Problem details |
Print all of the lines exactly. Any picture among them stays out.

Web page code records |
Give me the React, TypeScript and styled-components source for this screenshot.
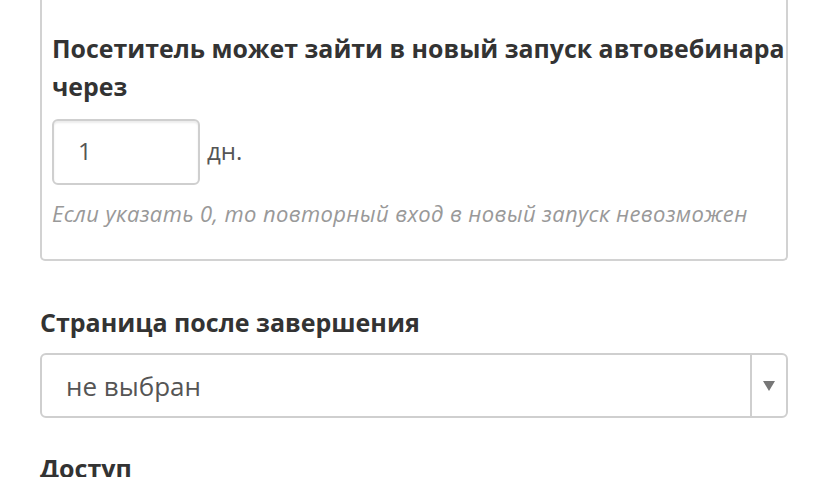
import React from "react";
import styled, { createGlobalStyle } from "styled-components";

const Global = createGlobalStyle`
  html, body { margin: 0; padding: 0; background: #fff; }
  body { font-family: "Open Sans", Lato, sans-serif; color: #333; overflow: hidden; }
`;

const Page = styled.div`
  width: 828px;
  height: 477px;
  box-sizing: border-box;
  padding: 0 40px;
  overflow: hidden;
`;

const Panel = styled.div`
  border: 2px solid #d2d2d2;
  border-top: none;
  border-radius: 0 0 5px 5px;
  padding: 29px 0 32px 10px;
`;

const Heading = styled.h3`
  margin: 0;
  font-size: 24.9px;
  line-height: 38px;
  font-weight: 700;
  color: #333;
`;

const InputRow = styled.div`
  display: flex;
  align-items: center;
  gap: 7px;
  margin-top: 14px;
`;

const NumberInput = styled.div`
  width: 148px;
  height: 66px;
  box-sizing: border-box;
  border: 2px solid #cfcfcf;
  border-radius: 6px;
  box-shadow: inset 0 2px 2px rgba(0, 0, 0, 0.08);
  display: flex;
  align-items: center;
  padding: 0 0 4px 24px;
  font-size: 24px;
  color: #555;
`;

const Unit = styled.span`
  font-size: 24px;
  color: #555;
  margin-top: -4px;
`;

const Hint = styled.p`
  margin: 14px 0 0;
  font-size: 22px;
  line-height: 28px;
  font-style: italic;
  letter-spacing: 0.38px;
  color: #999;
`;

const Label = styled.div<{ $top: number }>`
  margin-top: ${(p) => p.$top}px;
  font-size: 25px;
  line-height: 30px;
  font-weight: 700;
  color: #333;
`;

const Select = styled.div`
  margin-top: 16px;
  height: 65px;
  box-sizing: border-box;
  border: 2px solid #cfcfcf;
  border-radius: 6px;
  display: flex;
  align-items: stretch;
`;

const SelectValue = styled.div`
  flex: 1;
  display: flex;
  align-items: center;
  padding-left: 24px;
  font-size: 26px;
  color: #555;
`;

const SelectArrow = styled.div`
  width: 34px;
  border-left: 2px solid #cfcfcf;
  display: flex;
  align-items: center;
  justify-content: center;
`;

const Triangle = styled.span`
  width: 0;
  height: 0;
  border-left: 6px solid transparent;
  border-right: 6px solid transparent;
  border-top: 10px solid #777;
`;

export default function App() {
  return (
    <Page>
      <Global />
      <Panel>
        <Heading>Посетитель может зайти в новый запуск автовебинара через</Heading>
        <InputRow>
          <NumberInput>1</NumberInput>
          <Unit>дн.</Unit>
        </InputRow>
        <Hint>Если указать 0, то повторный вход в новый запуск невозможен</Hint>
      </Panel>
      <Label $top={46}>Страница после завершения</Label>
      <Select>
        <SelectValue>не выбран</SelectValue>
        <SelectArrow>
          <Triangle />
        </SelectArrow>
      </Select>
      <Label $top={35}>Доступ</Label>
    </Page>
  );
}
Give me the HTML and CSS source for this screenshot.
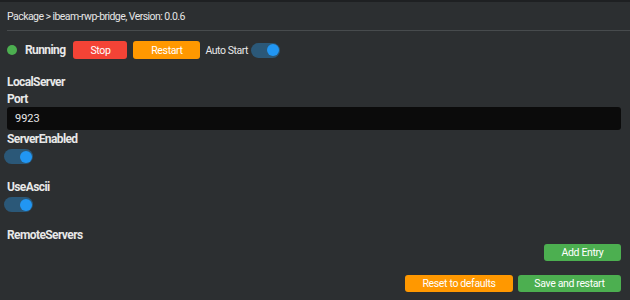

The solution |
Give me the React, TypeScript and styled-components source for this screenshot.
import React from "react";
import styled, { createGlobalStyle } from "styled-components";

const Global = createGlobalStyle`
  html, body { margin: 0; padding: 0; background: #fff; }
  body { font-family: "Open Sans", Lato, sans-serif; color: #333; overflow: hidden; }
`;

const Page = styled.div`
  width: 828px;
  height: 477px;
  box-sizing: border-box;
  padding: 0 40px;
  overflow: hidden;
`;

const Panel = styled.div`
  border: 2px solid #d2d2d2;
  border-top: none;
  border-radius: 0 0 5px 5px;
  padding: 29px 0 32px 10px;
`;

const Heading = styled.h3`
  margin: 0;
  font-size: 24.9px;
  line-height: 38px;
  font-weight: 700;
  color: #333;
`;

const InputRow = styled.div`
  display: flex;
  align-items: center;
  gap: 7px;
  margin-top: 14px;
`;

const NumberInput = styled.div`
  width: 148px;
  height: 66px;
  box-sizing: border-box;
  border: 2px solid #cfcfcf;
  border-radius: 6px;
  box-shadow: inset 0 2px 2px rgba(0, 0, 0, 0.08);
  display: flex;
  align-items: center;
  padding: 0 0 4px 24px;
  font-size: 24px;
  color: #555;
`;

const Unit = styled.span`
  font-size: 24px;
  color: #555;
  margin-top: -4px;
`;

const Hint = styled.p`
  margin: 14px 0 0;
  font-size: 22px;
  line-height: 28px;
  font-style: italic;
  letter-spacing: 0.38px;
  color: #999;
`;

const Label = styled.div<{ $top: number }>`
  margin-top: ${(p) => p.$top}px;
  font-size: 25px;
  line-height: 30px;
  font-weight: 700;
  color: #333;
`;

const Select = styled.div`
  margin-top: 16px;
  height: 65px;
  box-sizing: border-box;
  border: 2px solid #cfcfcf;
  border-radius: 6px;
  display: flex;
  align-items: stretch;
`;

const SelectValue = styled.div`
  flex: 1;
  display: flex;
  align-items: center;
  padding-left: 24px;
  font-size: 26px;
  color: #555;
`;

const SelectArrow = styled.div`
  width: 34px;
  border-left: 2px solid #cfcfcf;
  display: flex;
  align-items: center;
  justify-content: center;
`;

const Triangle = styled.span`
  width: 0;
  height: 0;
  border-left: 6px solid transparent;
  border-right: 6px solid transparent;
  border-top: 10px solid #777;
`;

export default function App() {
  return (
    <Page>
      <Global />
      <Panel>
        <Heading>Посетитель может зайти в новый запуск автовебинара через</Heading>
        <InputRow>
          <NumberInput>1</NumberInput>
          <Unit>дн.</Unit>
        </InputRow>
        <Hint>Если указать 0, то повторный вход в новый запуск невозможен</Hint>
      </Panel>
      <Label $top={46}>Страница после завершения</Label>
      <Select>
        <SelectValue>не выбран</SelectValue>
        <SelectArrow>
          <Triangle />
        </SelectArrow>
      </Select>
      <Label $top={35}>Доступ</Label>
    </Page>
  );
}
Give me the HTML and CSS source for this screenshot.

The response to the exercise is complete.